◆ **STATED TASK**
Return the listing below unchanged, minus its pictures.

[START]

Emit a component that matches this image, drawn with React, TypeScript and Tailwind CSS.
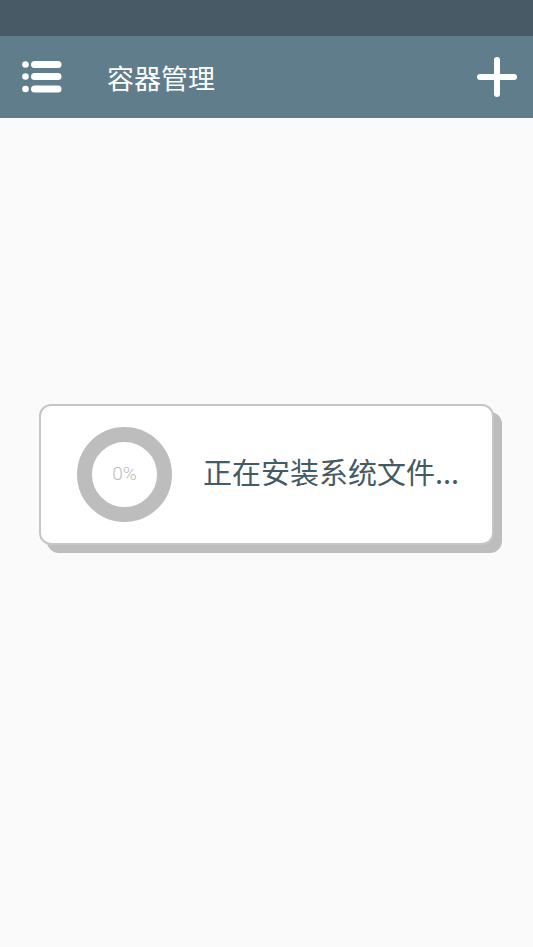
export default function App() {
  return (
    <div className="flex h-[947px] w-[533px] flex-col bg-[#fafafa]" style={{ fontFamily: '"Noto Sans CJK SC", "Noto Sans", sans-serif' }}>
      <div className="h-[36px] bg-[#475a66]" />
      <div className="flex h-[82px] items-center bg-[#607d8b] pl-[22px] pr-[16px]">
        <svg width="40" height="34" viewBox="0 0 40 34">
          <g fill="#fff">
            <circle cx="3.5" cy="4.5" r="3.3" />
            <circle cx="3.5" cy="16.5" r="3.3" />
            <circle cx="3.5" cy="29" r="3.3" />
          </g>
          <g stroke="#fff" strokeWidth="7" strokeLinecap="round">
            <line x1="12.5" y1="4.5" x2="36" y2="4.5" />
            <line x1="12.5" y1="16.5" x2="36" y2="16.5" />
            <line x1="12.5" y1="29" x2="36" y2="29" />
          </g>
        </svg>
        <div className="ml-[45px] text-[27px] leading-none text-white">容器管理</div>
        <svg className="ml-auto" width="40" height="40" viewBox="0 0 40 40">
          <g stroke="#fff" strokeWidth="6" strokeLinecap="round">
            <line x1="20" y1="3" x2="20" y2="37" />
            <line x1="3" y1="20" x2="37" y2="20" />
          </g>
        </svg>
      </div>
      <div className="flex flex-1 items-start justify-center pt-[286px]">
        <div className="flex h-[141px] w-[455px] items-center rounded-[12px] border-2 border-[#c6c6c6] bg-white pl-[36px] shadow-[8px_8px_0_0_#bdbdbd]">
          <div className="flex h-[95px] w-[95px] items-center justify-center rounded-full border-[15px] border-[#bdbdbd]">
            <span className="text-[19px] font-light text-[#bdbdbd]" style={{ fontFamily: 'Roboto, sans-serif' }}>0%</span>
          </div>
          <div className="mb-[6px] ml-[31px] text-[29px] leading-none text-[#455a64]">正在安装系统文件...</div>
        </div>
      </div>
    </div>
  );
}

[END]

◆ **FINISHED EXERCISE**
Emit a component that matches this image, drawn with React, TypeScript and Tailwind CSS.
export default function App() {
  return (
    <div className="flex h-[947px] w-[533px] flex-col bg-[#fafafa]" style={{ fontFamily: '"Noto Sans CJK SC", "Noto Sans", sans-serif' }}>
      <div className="h-[36px] bg-[#475a66]" />
      <div className="flex h-[82px] items-center bg-[#607d8b] pl-[22px] pr-[16px]">
        <svg width="40" height="34" viewBox="0 0 40 34">
          <g fill="#fff">
            <circle cx="3.5" cy="4.5" r="3.3" />
            <circle cx="3.5" cy="16.5" r="3.3" />
            <circle cx="3.5" cy="29" r="3.3" />
          </g>
          <g stroke="#fff" strokeWidth="7" strokeLinecap="round">
            <line x1="12.5" y1="4.5" x2="36" y2="4.5" />
            <line x1="12.5" y1="16.5" x2="36" y2="16.5" />
            <line x1="12.5" y1="29" x2="36" y2="29" />
          </g>
        </svg>
        <div className="ml-[45px] text-[27px] leading-none text-white">容器管理</div>
        <svg className="ml-auto" width="40" height="40" viewBox="0 0 40 40">
          <g stroke="#fff" strokeWidth="6" strokeLinecap="round">
            <line x1="20" y1="3" x2="20" y2="37" />
            <line x1="3" y1="20" x2="37" y2="20" />
          </g>
        </svg>
      </div>
      <div className="flex flex-1 items-start justify-center pt-[286px]">
        <div className="flex h-[141px] w-[455px] items-center rounded-[12px] border-2 border-[#c6c6c6] bg-white pl-[36px] shadow-[8px_8px_0_0_#bdbdbd]">
          <div className="flex h-[95px] w-[95px] items-center justify-center rounded-full border-[15px] border-[#bdbdbd]">
            <span className="text-[19px] font-light text-[#bdbdbd]" style={{ fontFamily: 'Roboto, sans-serif' }}>0%</span>
          </div>
          <div className="mb-[6px] ml-[31px] text-[29px] leading-none text-[#455a64]">正在安装系统文件...</div>
        </div>
      </div>
    </div>
  );
}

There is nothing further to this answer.